Their love affair was not an accident. When they met, she was not an airhead footballer's wife with an eye for the main chance. She had qualified with a law degree and had dabbled in politics, helping out with Silvio Berlusconi's 1994 campaign. More important, she was the dreamboat trophy wife of Giancarlo Mazza, a major shareholder in the Lazio football team and, as such, Sven's boss.

He was the new coach and had been dazzling the Italians with his laconic expression and fantastic results. The two met at a team dinner. They played footsie under both the table and the nose of her husband. Apparently, they fell in love at first sight.

Her next move was a stroke of Italian genius. Knowing that her countrymen would not be impressed by a scarlet woman (and perhaps guessing that they might find it difficult to understand how she could ditch her macho Italian husband for mousy Swedish Sven), she arranged for a showdown. "My Sven is anything but a Swede," she said. "He seems a Sicilian. He's mega-jealous." She arranged for him to take her husband out to lunch and break the news of their affair. Italians were taken aback.

In Italy, Nancy became their mascot, their beloved La Dama Nera. "Her caresses have succeeded in melting the heart of the icy magician of football," proclaimed Il Messaggero. "If Lazio continue to win, the fans will build a monument to Nancy. Sven, since falling in love, communicates even better with his players." To fans, she was a magic charm. She went to every match for luck, drinking a glass of champagne beforehand "to calm my nerves". He dedicated every goal to his muse in the crowd.

Her trouble started when they moved to England. The British did not approve of her. The more she trumpeted her fabulous sex life and trowelled on the mascara, the more uncomfortable she made us feel. Women found her vulgar; men were slightly afraid of her. If Barbara Cartland's eyes apparently resembled two crows that had crashed into the white cliffs of Dover, Nancy's were like crushed olives in a slightly overbaked ciabatta. Sven's Nordic reserve we could understand; Nancy's over-the-top self-confidence baffled us. "Like many Italian women, she is not inhibited by a political correctness which torments many British women," said a friend. The more she told us she would give herself "11 out of 10 for looks", obfuscated about her age (she was 36 for years but recently admitted to 45) and announced she never had fat days, the more we felt sorry for her partner.

So, it seems, did he. Sven's results on the pitch were inconsistent, but his prowess at that other favourite male spectator sport, poor-me competitiveness, was world-beating. Ulrika helped, informing tabloid readers that he wanted to leave "the Italian" but that he was "scared". Faria concurred. Nancy had no option but to come out on the offensive.
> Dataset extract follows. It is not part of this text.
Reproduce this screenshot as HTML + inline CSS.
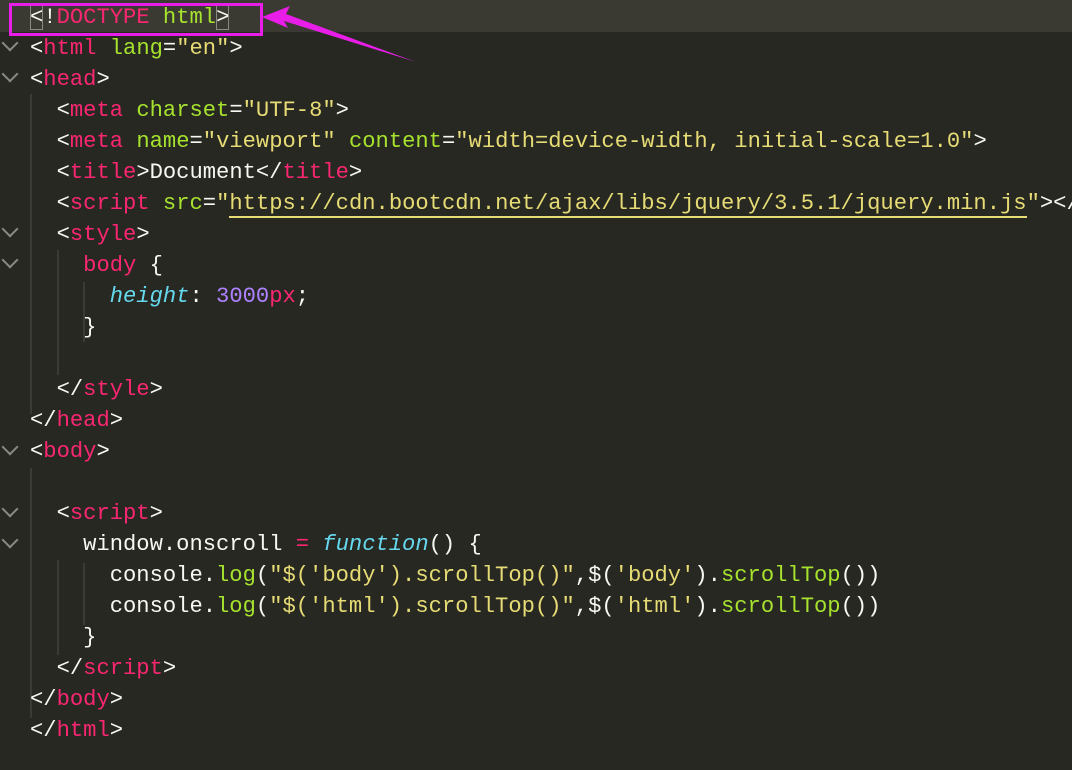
<!DOCTYPE html>
<html><head><style>
body{margin:0;width:1072px;height:770px;background:#272822;overflow:hidden;position:relative;font-family:"Liberation Mono",monospace;font-size:22.15px;color:#f8f8f2}
.l{position:absolute;left:30px;right:0;overflow:hidden;height:31px;line-height:31px;white-space:pre}
.t{color:#f92672}.a{color:#a6e22e}.s{color:#e6db74}.k{color:#66d9ef;font-style:italic}.n{color:#ae81ff}
.u{border-bottom:2px solid #e6db74}
.g{position:absolute;width:2px;background:#3b3b36}
.f{position:absolute;left:4px;width:10px;height:10px;border-right:2px solid #8a8a85;border-bottom:2px solid #8a8a85;transform:rotate(45deg)}
.b{outline:1.5px solid #8a8a85;outline-offset:-1px}
</style></head><body>
<div style="position:absolute;left:0;top:0;width:1072px;height:32px;background:#3b3a32"></div>
<div class="g" style="left:30px;top:94px;height:320px"></div>
<div class="g" style="left:57px;top:250px;height:125px"></div>
<div class="g" style="left:83px;top:282px;height:60px"></div>
<div class="g" style="left:30px;top:468px;height:250px"></div>
<div class="g" style="left:57px;top:560px;height:95px"></div>
<div class="g" style="left:83px;top:563px;height:62px"></div>
<div class="f" style="top:37px"></div><div class="f" style="top:68px"></div>
<div class="f" style="top:223px"></div><div class="f" style="top:254px"></div>
<div class="f" style="top:441px"></div><div class="f" style="top:503px"></div><div class="f" style="top:534px"></div>
<div class="l" style="top:2px"><span class="b">&lt;</span>!<span class="t">DOCTYPE</span> <span class="a">html</span><span class="b">&gt;</span></div>
<div class="l" style="top:33px">&lt;<span class="t">html</span> <span class="a">lang</span>=<span class="s">"en"</span>&gt;</div>
<div class="l" style="top:64px">&lt;<span class="t">head</span>&gt;</div>
<div class="l" style="top:95px">  &lt;<span class="t">meta</span> <span class="a">charset</span>=<span class="s">"UTF-8"</span>&gt;</div>
<div class="l" style="top:126px">  &lt;<span class="t">meta</span> <span class="a">name</span>=<span class="s">"viewport"</span> <span class="a">content</span>=<span class="s">"width=device-width, initial-scale=1.0"</span>&gt;</div>
<div class="l" style="top:157px">  &lt;<span class="t">title</span>&gt;Document&lt;/<span class="t">title</span>&gt;</div>
<div class="l" style="top:188px">  &lt;<span class="t">script</span> <span class="a">src</span>=<span class="s">"<span class="u">https://cdn.bootcdn.net/ajax/libs/jquery/3.5.1/jquery.min.js</span>"</span>&gt;&lt;/<span class="t">script</span>&gt;</div>
<div class="l" style="top:219px">  &lt;<span class="t">style</span>&gt;</div>
<div class="l" style="top:250px">    <span class="t">body</span> {</div>
<div class="l" style="top:281px">      <span class="k">height</span>: <span class="n">3000</span><span class="t">px</span>;</div>
<div class="l" style="top:312px">    }</div>
<div class="l" style="top:374px">  &lt;/<span class="t">style</span>&gt;</div>
<div class="l" style="top:405px">&lt;/<span class="t">head</span>&gt;</div>
<div class="l" style="top:436px">&lt;<span class="t">body</span>&gt;</div>
<div class="l" style="top:498px">  &lt;<span class="t">script</span>&gt;</div>
<div class="l" style="top:529px">    window.onscroll <span class="t">=</span> <span class="k">function</span>() {</div>
<div class="l" style="top:560px">      console.<span class="a">log</span>(<span class="s">"$('body').scrollTop()"</span>,$(<span class="s">'body'</span>).<span class="a">scrollTop</span>())</div>
<div class="l" style="top:591px">      console.<span class="a">log</span>(<span class="s">"$('html').scrollTop()"</span>,$(<span class="s">'html'</span>).<span class="a">scrollTop</span>())</div>
<div class="l" style="top:622px">    }</div>
<div class="l" style="top:653px">  &lt;/<span class="t">script</span>&gt;</div>
<div class="l" style="top:684px">&lt;/<span class="t">body</span>&gt;</div>
<div class="l" style="top:715px">&lt;/<span class="t">html</span>&gt;</div>
<div style="position:absolute;left:9px;top:3px;width:248px;height:27px;border:3px solid #e81ee8"></div>
<svg style="position:absolute;left:0;top:0" width="1072" height="770"><polygon points="262,17 290,6 286,14 416,62 284,21 288,28" fill="#e81ee8"/></svg>
</body></html>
She had no end of help. When the affair with Ulrika hit the headlines, the battle was hammered out by their "friends". Nancy's hairdresser, parents, celebrity agent, publicist, masseuse and Victoria Beckham lined up to comment. They were on; they were off again. He dumped her; she was the one who finished with him. Sven retreated to Stockholm. When Faria came forward with her allegations, Nancy appeared on the Jonathan Ross show. Giggling sweetly about their flamboyant sex life, she showed off an enormous diamond ring: "You can say it is an engagement ring if you like." Sven was said to be mortified.

This time it is different. Since the fake sheikh scandal broke, Ms Dell'Olio has said nothing. Her celebrity agent has been silent. Her supposed publisher refused to say whether she had nearly finished her book. Her publicist would only confirm the spelling of her name. A friend said: "I can tell you she is very sweet, very caring of her friends and has a great sense of fun. She's very together. And not the sort of person who would deny herself a piece of cake for the sake of a dress." But she would not speculate on where Sven and Nancy might end up next. Gone are the friends who ganged up to pass judgement on Sven. With the world against him, finally she can be the one to be on his side.

Whether he now stays in England, where she has said she is unhappy, or, more likely, returns to one of the European capitals she loves, you can bet she will stay there. Loving, supportive, the only friend the cheating Sven has left - it looks as if Nancy has got her man. Maybe now he will ask her to marry him. Maybe, if he is lucky, she might accept.